The 3-Tier Repair Algorithm
When --repair is specified, mismatched provisions are repaired using a
deterministic algorithm that requires no LLM calls:
Tier 1: Prefix Match
Find the longest prefix of raw_text (15–80 characters) that appears in the
source text. When found, copy the actual source bytes from that position.
This handles single-word substitutions that occur after a long correct prefix. For example, if the first 80 characters match but then the model wrote “clause” where the source says “subsection”, the prefix matcher finds the correct position and copies the real text.
Tier 2: Substring Match
If the prefix is too short (e.g., the provision starts with “(a) “ which
appears thousands of times), search for the longest internal substring
(starting from various offsets within raw_text). Walk backward from the
match position to recover the provision’s start.
This handles cases where the first few characters are generic but a distinctive phrase later in the text is unique in the source.
Tier 3: Normalized Position Mapping
Build a character-level map between a normalized version of the source (whitespace and quote characters collapsed) and the original source. Search in normalized space, then map the hit position back to original byte offsets.
This handles curly-quote vs. straight-quote differences and newline-vs-space mismatches that the first two tiers cannot resolve.
Properties
- All three tiers are deterministic: same input produces same output.
- Every repair is guaranteed to be a verbatim substring of the source, because the algorithm copies directly from the source text.
- No LLM calls are made. The entire process runs in under 10 seconds for 34,568 provisions.
The Source Span Invariant
After verify-text --repair, every provision has a source_span field:
{
"source_span": {
"start": 45892,
"end": 46042,
"file": "BILLS-118hr2882enr.txt",
"verified": true,
"match_tier": "exact"
}
}
The invariant:
source_file_bytes[start .. end] == provision.raw_text
where start and end are UTF-8 byte offsets into the source file.
Byte Offsets vs. Character Offsets
The start and end values match Rust’s native str indexing, which operates
on byte positions.

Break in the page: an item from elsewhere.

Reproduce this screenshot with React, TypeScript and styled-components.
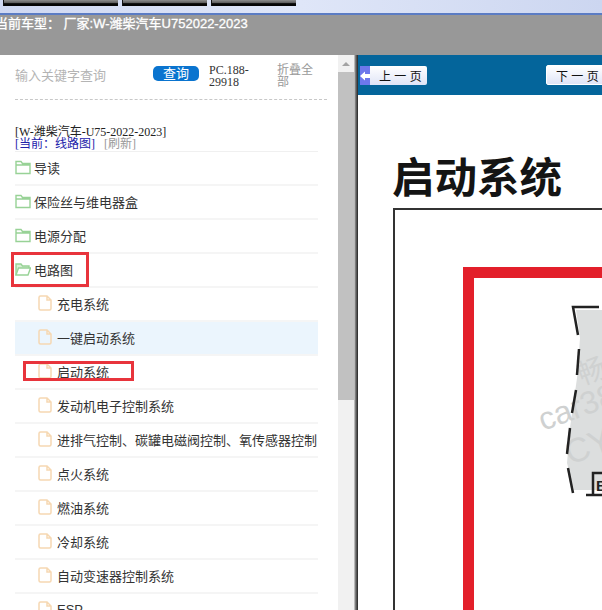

In files containing multi-byte UTF-8 characters (such as
curly quotes, which are 3 bytes each), byte offsets differ from character offsets.
To verify the invariant in Python, use byte-level slicing:
import json
extraction = json.load(open("data/118-hr2882/extraction.json"))

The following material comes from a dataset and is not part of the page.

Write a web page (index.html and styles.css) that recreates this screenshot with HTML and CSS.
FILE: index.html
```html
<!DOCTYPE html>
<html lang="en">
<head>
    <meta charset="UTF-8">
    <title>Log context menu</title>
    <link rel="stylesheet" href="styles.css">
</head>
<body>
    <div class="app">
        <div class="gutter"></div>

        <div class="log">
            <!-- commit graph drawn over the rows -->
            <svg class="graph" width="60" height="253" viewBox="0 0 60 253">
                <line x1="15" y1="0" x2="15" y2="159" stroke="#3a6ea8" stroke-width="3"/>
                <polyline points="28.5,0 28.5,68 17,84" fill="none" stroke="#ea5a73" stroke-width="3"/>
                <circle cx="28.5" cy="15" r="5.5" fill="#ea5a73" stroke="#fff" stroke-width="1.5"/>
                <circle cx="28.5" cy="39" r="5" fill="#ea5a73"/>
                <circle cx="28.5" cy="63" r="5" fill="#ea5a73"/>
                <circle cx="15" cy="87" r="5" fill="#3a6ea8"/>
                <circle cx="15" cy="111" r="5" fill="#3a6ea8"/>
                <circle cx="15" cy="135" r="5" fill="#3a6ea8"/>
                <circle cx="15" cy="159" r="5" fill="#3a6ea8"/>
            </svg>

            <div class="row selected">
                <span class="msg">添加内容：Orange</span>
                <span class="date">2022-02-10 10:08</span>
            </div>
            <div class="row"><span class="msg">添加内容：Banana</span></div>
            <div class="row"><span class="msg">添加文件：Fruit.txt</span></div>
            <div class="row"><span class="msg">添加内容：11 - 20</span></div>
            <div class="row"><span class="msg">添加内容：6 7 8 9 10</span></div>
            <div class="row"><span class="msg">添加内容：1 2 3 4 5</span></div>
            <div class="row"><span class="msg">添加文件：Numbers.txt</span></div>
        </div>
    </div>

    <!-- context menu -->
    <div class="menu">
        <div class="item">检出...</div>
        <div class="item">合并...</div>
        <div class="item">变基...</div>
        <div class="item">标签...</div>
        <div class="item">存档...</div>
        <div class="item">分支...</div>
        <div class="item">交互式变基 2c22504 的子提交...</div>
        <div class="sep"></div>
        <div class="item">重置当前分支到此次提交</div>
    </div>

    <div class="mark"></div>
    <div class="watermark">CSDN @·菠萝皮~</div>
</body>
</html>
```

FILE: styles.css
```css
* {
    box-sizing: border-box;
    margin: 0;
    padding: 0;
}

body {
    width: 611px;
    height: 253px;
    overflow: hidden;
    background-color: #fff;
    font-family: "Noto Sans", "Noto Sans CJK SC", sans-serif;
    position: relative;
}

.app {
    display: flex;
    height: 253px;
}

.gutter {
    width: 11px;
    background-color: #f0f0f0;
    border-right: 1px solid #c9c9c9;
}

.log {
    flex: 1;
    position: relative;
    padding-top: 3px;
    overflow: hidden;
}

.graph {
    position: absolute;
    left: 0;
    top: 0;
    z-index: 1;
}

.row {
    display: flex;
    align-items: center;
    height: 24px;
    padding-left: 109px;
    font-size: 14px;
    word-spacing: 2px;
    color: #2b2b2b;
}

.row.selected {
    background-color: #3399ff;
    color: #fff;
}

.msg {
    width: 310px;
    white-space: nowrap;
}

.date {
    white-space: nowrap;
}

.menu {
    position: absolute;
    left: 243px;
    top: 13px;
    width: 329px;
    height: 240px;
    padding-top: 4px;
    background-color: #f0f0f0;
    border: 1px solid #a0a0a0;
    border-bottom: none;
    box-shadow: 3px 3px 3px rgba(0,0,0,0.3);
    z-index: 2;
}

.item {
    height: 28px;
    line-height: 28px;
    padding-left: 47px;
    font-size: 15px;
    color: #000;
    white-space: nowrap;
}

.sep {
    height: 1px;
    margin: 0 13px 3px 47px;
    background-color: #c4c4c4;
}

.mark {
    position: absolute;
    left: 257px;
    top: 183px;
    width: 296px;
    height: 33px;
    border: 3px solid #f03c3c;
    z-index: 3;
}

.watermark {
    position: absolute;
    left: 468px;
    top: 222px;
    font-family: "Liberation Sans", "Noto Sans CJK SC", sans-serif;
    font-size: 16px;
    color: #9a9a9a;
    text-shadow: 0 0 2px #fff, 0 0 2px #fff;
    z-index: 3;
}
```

source_bytes = open("data/118-hr2882/BILLS-118hr2882enr.txt", "rb").read()
for provision in extraction["provisions"]:
span = provision.get("source_span")
if span and span.get("verified"):
actual = source_bytes[span["start"]:span["end"]].decode("utf-8")
assert actual == provision["raw_text"], f"Invariant violated at {span}"
Do not use Python’s character-based string slicing (source_str[start:end])
— it will produce incorrect results when the file contains multi-byte characters.
Match Tiers
The match_tier field on each source span records how the span was established:
| Tier | Meaning |
|---|---|
exact | raw_text was already a verbatim substring of the source. No repair needed. |
repaired_prefix | Fixed via Tier 1 — longest prefix match + source byte copy. |
repaired_substring | Fixed via Tier 2 — internal substring match + walk-back. |
repaired_normalized | Fixed via Tier 3 — normalized position mapping. |
Output
Analysis mode (no --repair)
34568 provisions: 34568 exact, 0 repaired (0 prefix, 0 substring, 0 normalized), 0 unverified
Traceable: 34568/34568 (100.000%)
✅ Every provision is traceable to the enrolled bill source text.
After repair
The command modifies extraction.json to:
- Replace any incorrect
raw_textwith the verbatim source excerpt. - Add
source_spanto each provision.
A backup is created at extraction.json.pre-repair before any modifications.
JSON output
congress-approp verify-text --dir data --format json
{
"total": 34568,
"exact": 34568,
"repaired_prefix": 0,
"repaired_substring": 0,
"repaired_normalized": 0,
"unverified": 0,
"spans_added": 0,
"traceable_pct": 100.0
}
When to Run
Run verify-text --repair once after extraction. The command is idempotent —
running it again on already-repaired data produces no changes (all provisions
are already exact).
If you re-extract a bill (extract --force), run verify-text --repair again
on that bill to update the source spans.
Technical Details
The verify-text command works at the serde_json::Value level rather than
through the typed Provision enum. This allows it to write the source_span
field on each provision object in the JSON without modifying the Rust type
definitions for all 11 provision variants. The field is ignored by the Rust
deserializer (Serde skips unknown fields) but is available to any consumer
reading the JSON directly.